FDXF has now shed 17% in a month, and a fresh initiation from Citizens this week only underscores a widening paradox: the Street's conviction is building while the stock keeps sliding.
Citizens analyst Jeff Kauffman initiated coverage today with a Market Outperform rating and a $190 target — the most bullish entry yet in a coverage wave that has assembled quickly since the spin-off. Goldman Sachs kicked things off at Buy with $186. Jefferies holds the Street-high at $200. Raymond James, Evercore ISI, and Stephens & Co. are all Outperform or Overweight. The sceptics remain a small minority: Stifel, Truist, and BMO sit at Hold, with targets clustered between $150 and $160. The consensus mean now runs near $169, against a last close of $144.75. That implies roughly 17% upside — a gap that was 11% a week ago and 7% the week before. The discount to analyst targets is widening with each passing session, not compressing.
The borrow market offers no amplifying signal here. Availability is genuinely loose — roughly ten shares sit available to borrow for every one already lent out, and that ratio has actually expanded over the past week. Cost to borrow ticked up about 12% on the week to just over 0.51%, but the absolute level remains trivially low. Short interest trimmed about 4% on the week to roughly 3.36 million shares. There is no meaningful short-side pressure building; the selling is not coming from a crowded bear trade.
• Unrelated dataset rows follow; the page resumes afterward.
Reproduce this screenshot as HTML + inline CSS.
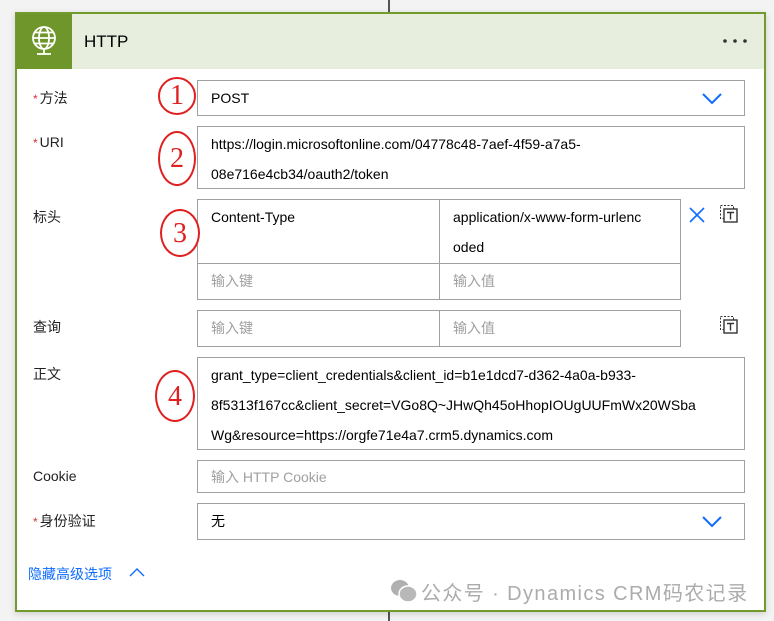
<!DOCTYPE html>
<html><head><meta charset="utf-8"><style>
*{box-sizing:border-box;margin:0;padding:0}
body{width:774px;height:621px;background:#f3f3f3;font-family:"Liberation Sans","Noto Sans CJK SC",sans-serif;font-size:14px;color:#000;position:relative;overflow:hidden}
.card{position:absolute;left:15px;top:12px;width:751px;height:600px;background:#fff;border:2px solid #739a2d;box-shadow:0 2px 6px rgba(0,0,0,.15)}
.hdr{position:absolute;left:16px;top:14px;width:748px;height:55px;background:#e7eedd}
.ico{position:absolute;left:16px;top:14px;width:56px;height:55px;background:#6f962a}
.a{position:absolute}
.lbl{position:absolute;left:33px;font-size:14px;color:#222}
.lbl b{color:#d13438;font-weight:normal;font-size:12px;margin-right:2px}
.box{position:absolute;border:1px solid #a0a0a0;background:#fff;padding:0 13px;line-height:30px}
.ph{color:#a0a0a0}
.circ{position:absolute;width:38px;height:38px;border:2px solid #e02020;border-radius:50%;color:#e02020;font-family:"Liberation Serif",serif;font-size:28px;text-align:center;line-height:34px;background:#fff}
.chev{position:absolute;width:20px;height:12px}
</style></head><body>
<div class="a" style="left:388px;top:0;width:2px;height:12px;background:#555"></div>
<div class="a" style="left:388px;top:611px;width:2px;height:10px;background:#555"></div>
<div class="card"></div>
<div class="hdr"></div>
<div class="ico"><svg width="56" height="55" viewBox="0 0 56 55"><g fill="none" stroke="#fff" stroke-width="1.8"><circle cx="28" cy="24" r="11"/><ellipse cx="28" cy="24" rx="5" ry="11"/><line x1="17" y1="24" x2="39" y2="24"/><line x1="18.5" y1="18.5" x2="37.5" y2="18.5"/><line x1="18.5" y1="29.5" x2="37.5" y2="29.5"/><line x1="28" y1="35" x2="28" y2="40"/><line x1="21" y1="40" x2="35" y2="40"/></g></svg></div>
<div class="a" style="left:84px;top:32px;font-size:17px">HTTP</div>
<svg class="a" style="left:722px;top:38px" width="28" height="6"><circle cx="3" cy="3" r="1.8" fill="#333"/><circle cx="13" cy="3" r="1.8" fill="#333"/><circle cx="23" cy="3" r="1.8" fill="#333"/></svg>

<div class="lbl" style="top:88px"><b>*</b>方法</div>
<div class="circ" style="left:158px;top:77px">1</div>
<div class="box" style="left:197px;top:80px;width:548px;height:36px;line-height:34px">POST</div>
<svg class="chev" style="left:702px;top:93px" viewBox="0 0 20 12"><path d="M1 1 L10 10 L19 1" fill="none" stroke="#0f6cff" stroke-width="2"/></svg>

<div class="lbl" style="top:134px"><b>*</b>URI</div>
<div class="circ" style="left:158px;top:131px;height:55px;width:38px;border-radius:50%;line-height:52px">2</div>
<div class="box" style="left:197px;top:126px;width:548px;height:63px;padding-top:2px">https://login.microsoftonline.com/04778c48-7aef-4f59-a7a5-<br>08e716e4cb34/oauth2/token</div>

<div class="lbl" style="top:207px">标头</div>
<div class="box" style="left:197px;top:199px;width:243px;height:65px;padding-top:2px">Content-Type</div>
<div class="box" style="left:439px;top:199px;width:242px;height:65px;padding-top:2px">application/x-www-form-urlenc<br>oded</div>
<div class="box ph" style="left:197px;top:263px;width:243px;height:37px;line-height:34px">输入键</div>
<div class="box ph" style="left:439px;top:263px;width:242px;height:37px;line-height:34px">输入值</div>
<div class="circ" style="left:160px;top:209px;width:40px;height:48px;line-height:46px">3</div>
<svg class="a" style="left:688px;top:206px" width="18" height="18" viewBox="0 0 18 18"><path d="M2 2 L16 16 M16 2 L2 16" stroke="#0f6cff" stroke-width="1.6"/></svg>
<svg class="a" style="left:719px;top:204px" width="20" height="20" viewBox="0 0 20 20"><rect x="1.5" y="1.5" width="13" height="13" fill="none" stroke="#333" stroke-dasharray="2 1.5"/><rect x="5" y="5" width="13" height="13" fill="#fff" stroke="#333" stroke-width="1.4"/><path d="M8 8.5 H15 M11.5 8.5 V15.5" stroke="#333" stroke-width="1.4"/></svg>

<div class="lbl" style="top:317px">查询</div>
<div class="box ph" style="left:197px;top:310px;width:243px;height:37px;line-height:34px">输入键</div>
<div class="box ph" style="left:439px;top:310px;width:242px;height:37px;line-height:34px">输入值</div>
<svg class="a" style="left:719px;top:315px" width="20" height="20" viewBox="0 0 20 20"><rect x="1.5" y="1.5" width="13" height="13" fill="none" stroke="#333" stroke-dasharray="2 1.5"/><rect x="5" y="5" width="13" height="13" fill="#fff" stroke="#333" stroke-width="1.4"/><path d="M8 8.5 H15 M11.5 8.5 V15.5" stroke="#333" stroke-width="1.4"/></svg>

<div class="lbl" style="top:364px">正文</div>
<div class="circ" style="left:155px;top:370px;width:40px;height:52px;line-height:50px">4</div>
<div class="box" style="left:197px;top:357px;width:548px;height:93px;padding-top:2px">grant_type=client_credentials&amp;client_id=b1e1dcd7-d362-4a0a-b933-<br>8f5313f167cc&amp;client_secret=VGo8Q~JHwQh45oHhopIOUgUUFmWx20WSba<br>Wg&amp;resource=https://orgfe71e4a7.crm5.dynamics.com</div>

<div class="lbl" style="top:468px">Cookie</div>
<div class="box ph" style="left:197px;top:460px;width:548px;height:33px;line-height:32px">输入 HTTP Cookie</div>

<div class="lbl" style="top:511px"><b>*</b>身份验证</div>
<div class="box" style="left:197px;top:503px;width:548px;height:37px;line-height:35px">无</div>
<svg class="chev" style="left:702px;top:516px" viewBox="0 0 20 12"><path d="M1 1 L10 10 L19 1" fill="none" stroke="#0f6cff" stroke-width="2"/></svg>

<div class="a" style="left:28px;top:564px;color:#0f6cff;font-size:14px">隐藏高级选项</div>
<svg class="a" style="left:129px;top:567px" width="16" height="10" viewBox="0 0 16 10"><path d="M1 9 L8 2 L15 9" fill="none" stroke="#0f6cff" stroke-width="1.4"/></svg>

<svg class="a" style="left:390px;top:578px" width="28" height="26" viewBox="0 0 28 26"><ellipse cx="10" cy="10" rx="9" ry="8" fill="#b0b0b0"/><ellipse cx="18" cy="16" rx="9" ry="8" fill="#b8b8b8" stroke="#fff" stroke-width="1.5"/></svg>
<div class="a" style="left:421px;top:577px;font-size:20px;color:#ababab;white-space:nowrap;letter-spacing:1.4px">公众号 · Dynamics CRM码农记录</div>
</body></html>
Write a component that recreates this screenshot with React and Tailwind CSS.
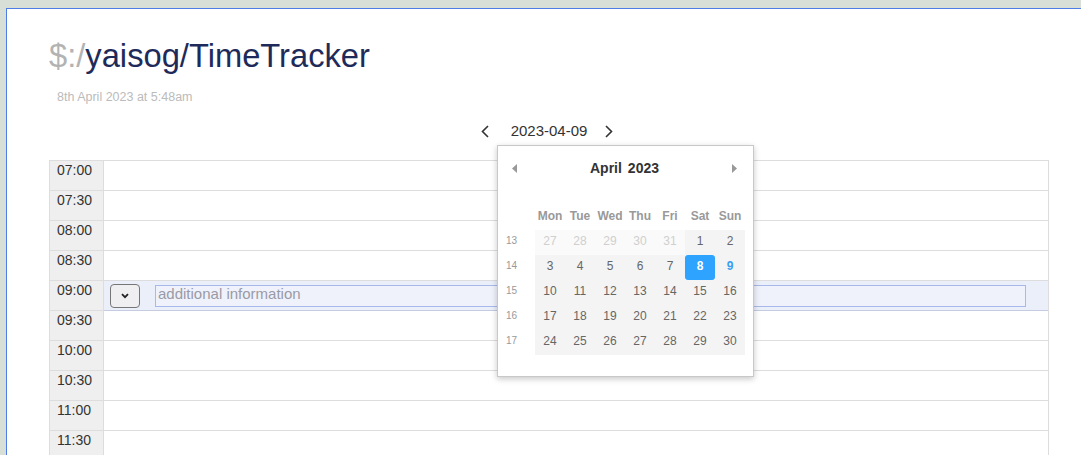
import React from "react";

const times = [];
for (let h = 7; h < 12; h++) {
  const hh = String(h).padStart(2, "0");
  times.push(hh + ":00", hh + ":30");
}

const weeks = [
  { n: 13, days: [[27, 1], [28, 1], [29, 1], [30, 1], [31, 1], [1], [2]] },
  { n: 14, days: [[3], [4], [5], [6], [7], [8, 0, "sel"], [9, 0, "today"]] },
  { n: 15, days: [[10], [11], [12], [13], [14], [15], [16]] },
  { n: 16, days: [[17], [18], [19], [20], [21], [22], [23]] },
  { n: 17, days: [[24], [25], [26], [27], [28], [29], [30]] },
];

const Chevron = ({ dir }) => (
  <svg width="8" height="13" viewBox="0 0 8 13" className="block">
    <path
      d={dir === "left" ? "M7 1 L1.5 6.5 L7 12" : "M1 1 L6.5 6.5 L1 12"}
      fill="none"
      stroke="#333"
      strokeWidth="1.6"
    />
  </svg>
);

const Calendar = () => (
  <div className="absolute left-[448px] top-[27px] w-[257px] bg-white border border-[#c8c8c8] shadow-[0_2px_6px_rgba(0,0,0,0.22)] pt-[7px] pb-[21px] z-10">
    <div className="flex items-center justify-between h-[30px] pl-[14px] pr-[16px]">
      <svg width="5" height="9" viewBox="0 0 5 9">
        <polygon points="5,0 0,4.5 5,9" fill="#999" />
      </svg>
      <div className="text-[14px] font-bold text-[#333] flex gap-[6px]">
        <span>April</span>
        <span>2023</span>
      </div>
      <svg width="5" height="9" viewBox="0 0 5 9">
        <polygon points="0,0 5,4.5 0,9" fill="#999" />
      </svg>
    </div>
    <div className="flex mt-[22px] h-[22px] items-center pl-[37px]">
      {["Mon", "Tue", "Wed", "Thu", "Fri", "Sat", "Sun"].map((d) => (
        <div key={d} className="w-[30px] text-center text-[12px] font-bold text-[#999]">
          {d}
        </div>
      ))}
    </div>
    <div className="mt-[3px]">
      {weeks.map((w) => (
        <div key={w.n} className="flex h-[25px]">
          <div className="w-[27px] mr-[10px] flex items-center justify-center pb-[5px] text-[10px] text-[#999]">
            {w.n}
          </div>
          {w.days.map(([d, out, kind]) => (
            <div
              key={d + "-" + (out ? "o" : "i")}
              className={
                "w-[30px] flex items-center justify-center pb-[4px] text-[12px] " +
                (out
                  ? "bg-[#fafafa] text-[#cfcfcf]"
                  : kind === "sel"
                  ? "bg-[#2ea3ff] text-white font-bold rounded-[3px]"
                  : kind === "today"
                  ? "bg-[#f4f4f4] text-[#3a9ff0] font-bold"
                  : "bg-[#f4f4f4] text-[#666]")
              }
            >
              {d}
            </div>
          ))}
        </div>
      ))}
    </div>
  </div>
);

export default function App() {
  return (
    <div className="h-[455px] overflow-hidden bg-[#d8dfd6] pt-[8px] pl-[6px] font-['Liberation_Sans',Arial,sans-serif]">
      <div className="h-full bg-white border-l border-t border-[#4f7de6] pl-[42px] pt-[28px]">
        <h1 className="text-[32.7px] leading-[38px] font-normal">
          <span className="text-[#b3b3b3]">$:/</span>
          <span className="text-[#1e2b5a]">yaisog/TimeTracker</span>
        </h1>
        <div className="mt-[15px] ml-[8px] text-[12.5px] leading-[14px] text-[#bbbbbb]">
          8th April 2023 at 5:48am
        </div>

        <div className="relative mt-[14px] w-[1000px]">
          <div className="flex items-center justify-center h-[26px] pr-[4px]">
            <Chevron dir="left" />
            <span className="ml-[22px] mr-[18px] text-[15px] text-[#333]">2023-04-09</span>
            <Chevron dir="right" />
          </div>
          <Calendar />

          <div className="mt-[16px] border-l border-t border-r border-[#dddddd]">
            {times.map((t) => {
              const hl = t === "09:00";
              return (
                <div key={t} className="flex h-[30px]">
                  <div className="w-[54px] shrink-0 bg-[#efefef] border-r border-b border-[#dddddd] pl-[7px] pt-[1px] text-[14px] leading-[16px] text-[#333]">
                    {t}
                  </div>
                  <div
                    className={
                      "flex-1 border-b flex items-center " +
                      (hl ? "bg-[#ebeffa] border-[#c5cbe0] pl-[6px] pr-[22px]" : "border-[#dddddd]")
                    }
                  >
                    {hl && (
                      <>
                        <button className="w-[30px] h-[24px] shrink-0 rounded-[4px] border border-[#767676] bg-[#efeff1] flex items-center justify-center">
                          <svg width="8" height="6" viewBox="0 0 8 6">
                            <path d="M1 1.2 L4 4.2 L7 1.2" fill="none" stroke="#222" strokeWidth="1.8" />
                          </svg>
                        </button>
                        <input
                          className="ml-[15px] flex-1 h-[22px] border border-[#a9b8ea] bg-[#eff2fb] px-[2px] pb-[2px] text-[15px] text-[#333] placeholder:text-[#9a9aa6] outline-none"
                          placeholder="additional information"
                        />
                      </>
                    )}
                  </div>
                </div>
              );
            })}
          </div>
        </div>
      </div>
    </div>
  );
}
Options positioning is the one place where caution is legible. The put/call ratio is running at 1.38, well above its 20-day average of 1.08. That elevated ratio has been persistent across the past two weeks — it is not a single-day spike but a sustained tilt toward downside hedging. Notably, the PCR was near record lows in mid-June, right after the spin-off began trading, then rotated sharply higher as the stock rolled over through late June. Options traders have been paying for protection throughout the decline.
The ownership picture is worth noting given how new this stock is. FedEx Corporation retains just under 20% of shares, with BlackRock and State Street the next largest institutional holders at 3.1% and 1.6% respectively. Total institutional holder count stands at just 23 — a figure that reflects the stock's nascent public life more than any particular conviction signal. The entire institutional base is still forming. That thin ownership structure likely contributes to the price-action's vulnerability: there are few natural buyers with deep history in the name to step in during weakness.
The next scheduled catalyst is earnings on October 9. The only prior earnings print on record, from June 25, saw the stock fall 4.1% the next day and 6.0% over the following week. What to watch between now and then is whether the analyst target gap closes from the bottom up — meaning the stock recovers — or from the top down, with Hold-rated analysts cutting their numbers toward where shares are actually trading.